One year ago, I met Walker for the first time at the Town of Hazel Green farm of Rep. Travis Tranel (R–Cuba City), who was in the midst of his third 49th Assembly District primary campaign. Walker, of course, was in the middle of his recall campaign at the time. Walker won in June; Tranel won in August and in November.

Walker is not as outgoing as Gov. Tommy Thompson, who, for those who remembered him as the Assembly minority leader, was amazing to watch. For Thompson, it was as if someone flipped a switch and he became Tommy!, inevitably saying “Isn’t it great to be from Wisconsin?!”

Walker does, however, have something in common with not just Thompson, but arguably George W. Bush (who I got to see twice during his 2000 presidential campaign) and Ronald Reagan, in that Walker is and the others are continually underestimated by their political opponents. I am skeptical about Walker’s chances to become president, in part because I am skeptical of the chances of any Wisconsinite, Republican or Democrat, of becoming president. But I’ve had political predictions pancake before.

After a few minutes of interview with Walker, I asked him where we were meeting this week. Maybe he’ll show up for the Party in the Park. (No, that’s not inside information.)

The march of time! It is a sign, I suppose, of how long I have been an ink-stained wretch to realize that I knew several of the people whose lives in journalism will be memorialized during the annual Wisconsin Newspaper Association Trees for Tomorrow retreat in Eagle River Aug. 16.

The most notable name, obviously, is Richard Brockman, whose family owned your favorite weekly newspaper for 70 of its 114 years, and who spent 51 of his 65 years working here in some capacity. Also honored will be Dennis Novinski, former owner of the Montfort Mail newspaper and Blanchardville Blade, who also worked at the Muscoda Progressive and Grant County Independent (now Herald Independent) in Lancaster.

The list also includes Don Huibregtse, former publisher of the Monona Community Herald and McFarland Community Life. In 1985, Don hired a UW–Madison junior to write and photograph sports and do, as it turns out, such things as covering senior-citizen fashion shows immediately after UW Marching Band practice. (Really.) After three years of doing that, said UW–Madison student went to work in Lancaster, and, well, here I am, yes, a quarter century later.

The other familiar name is Henry Schroeder, who owned newspapers in Oregon, Fitchburg and Verona; he and Don owned part of their newspapers’ printing plant, and Henry interviewed me for the editor job at the aforementioned Herald after Henry purchased Don’s newspapers.

Ponder this, if you like: I now work for a newspaper formerly owned by the Brockman family for 70 years. Before that, I worked for the Tri-County Press in Cuba City, formerly owned the Goldthorpe family for 64 years.

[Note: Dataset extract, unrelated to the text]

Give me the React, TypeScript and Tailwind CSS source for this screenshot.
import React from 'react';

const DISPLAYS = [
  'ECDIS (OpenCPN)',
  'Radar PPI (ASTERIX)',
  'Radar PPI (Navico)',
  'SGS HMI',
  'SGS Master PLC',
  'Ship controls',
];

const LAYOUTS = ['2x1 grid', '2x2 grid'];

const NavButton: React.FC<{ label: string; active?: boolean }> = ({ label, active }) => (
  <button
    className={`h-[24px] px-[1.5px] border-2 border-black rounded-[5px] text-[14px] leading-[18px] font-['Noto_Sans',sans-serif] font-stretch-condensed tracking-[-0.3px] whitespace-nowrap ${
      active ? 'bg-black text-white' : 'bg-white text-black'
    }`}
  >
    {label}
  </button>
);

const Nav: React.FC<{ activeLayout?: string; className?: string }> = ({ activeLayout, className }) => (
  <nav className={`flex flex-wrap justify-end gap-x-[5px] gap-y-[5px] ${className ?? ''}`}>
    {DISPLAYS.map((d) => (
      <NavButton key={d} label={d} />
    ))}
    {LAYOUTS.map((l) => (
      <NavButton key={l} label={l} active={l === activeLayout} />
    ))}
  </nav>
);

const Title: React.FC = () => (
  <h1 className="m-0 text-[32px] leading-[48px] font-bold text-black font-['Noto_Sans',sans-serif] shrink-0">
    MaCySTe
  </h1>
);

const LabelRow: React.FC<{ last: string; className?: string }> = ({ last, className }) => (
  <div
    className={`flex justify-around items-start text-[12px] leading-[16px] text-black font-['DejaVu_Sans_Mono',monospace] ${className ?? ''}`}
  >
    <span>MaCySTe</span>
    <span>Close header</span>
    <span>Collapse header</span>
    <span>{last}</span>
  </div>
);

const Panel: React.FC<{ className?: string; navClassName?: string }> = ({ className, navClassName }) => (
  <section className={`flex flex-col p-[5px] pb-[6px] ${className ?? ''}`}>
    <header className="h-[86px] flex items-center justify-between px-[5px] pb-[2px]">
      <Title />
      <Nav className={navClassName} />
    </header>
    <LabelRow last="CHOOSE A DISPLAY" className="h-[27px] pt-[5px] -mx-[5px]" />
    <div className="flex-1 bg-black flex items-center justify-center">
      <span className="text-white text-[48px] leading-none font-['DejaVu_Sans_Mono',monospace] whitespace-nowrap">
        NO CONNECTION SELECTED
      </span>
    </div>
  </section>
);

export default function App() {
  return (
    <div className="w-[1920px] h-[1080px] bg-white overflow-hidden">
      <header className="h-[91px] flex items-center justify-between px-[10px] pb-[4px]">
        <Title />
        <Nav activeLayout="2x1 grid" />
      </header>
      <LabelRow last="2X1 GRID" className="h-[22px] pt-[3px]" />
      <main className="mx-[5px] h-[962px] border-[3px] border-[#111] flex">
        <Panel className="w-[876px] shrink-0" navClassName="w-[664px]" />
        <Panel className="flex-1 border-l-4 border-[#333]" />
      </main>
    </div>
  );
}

Next hire: An auto mechanics teacher named Ford: Any UW–Madison graduate has to appreciate the hiring of an agriculture teacher named Elizabeth Babcock at Platteville High School. Ag chemist Stephen Babcock created the “Babcock test” to measure the fat content of milk, thus, according to the Wisconsin Historical Society, discouraged farmers from watering down or skimming their milk. UW’s Babcock Hall also is where its tremendous and creative ice cream is made. (For instance, orange custard chocolate chip. Really.)

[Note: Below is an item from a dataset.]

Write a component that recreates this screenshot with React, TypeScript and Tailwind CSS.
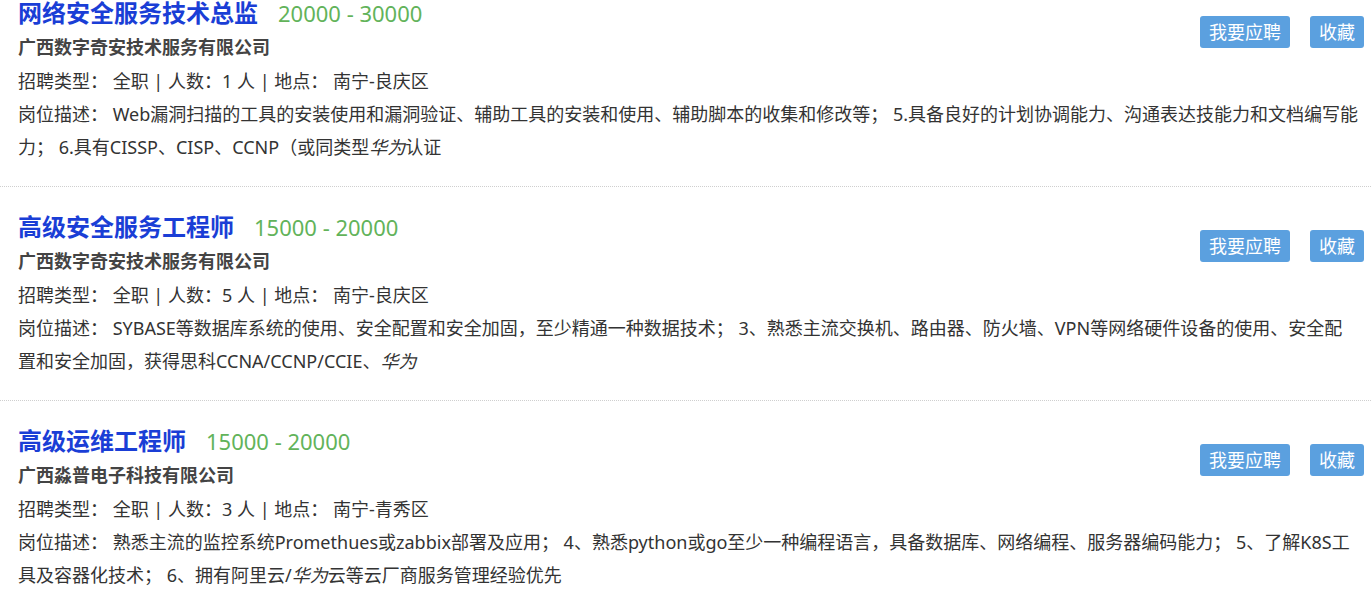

Tradition! UW–Platteville did not have its Heartland Festival last year because of renovations at the Center for the Arts. So Sunday was the first time I got to see a Heartland Festival performance, “Fiddler on the Roof.” (Which, as you read, starred our son Dylan in the key non-speaking role of the rabbi’s son. Whose “father,” asked to provide a blessing for the Czar in the first scene, replied with, “May God bless and keep the Czar … far away from us.”)

I admit to a little bias, but “Fiddler” was simply a magnificent performance. I detected some sniffling around me during “Sunrise, Sunset,” probably among those who have watched their little children grow up. (Must have been a high pollen count on Sunday.) And the last scene, where Tevye, pulling his cart for the last time as the Jewish residents leave Anatevka, hears the fiddler and gives an ironic yet genuine laugh, could not have been done better.

The entire Heartland Festival is an excellent example of the benefits of being a university town. Some Southwest Wisconsin communities have theater groups, but I doubt any community west of Madison and south of La Crosse has the wherewithal (including people brought in from elsewhere in Southwest Wisconsin) to put on a performance that includes a large number of actors, complete musical accompaniment, authentic-appearing costuming and quality sets. Bravo.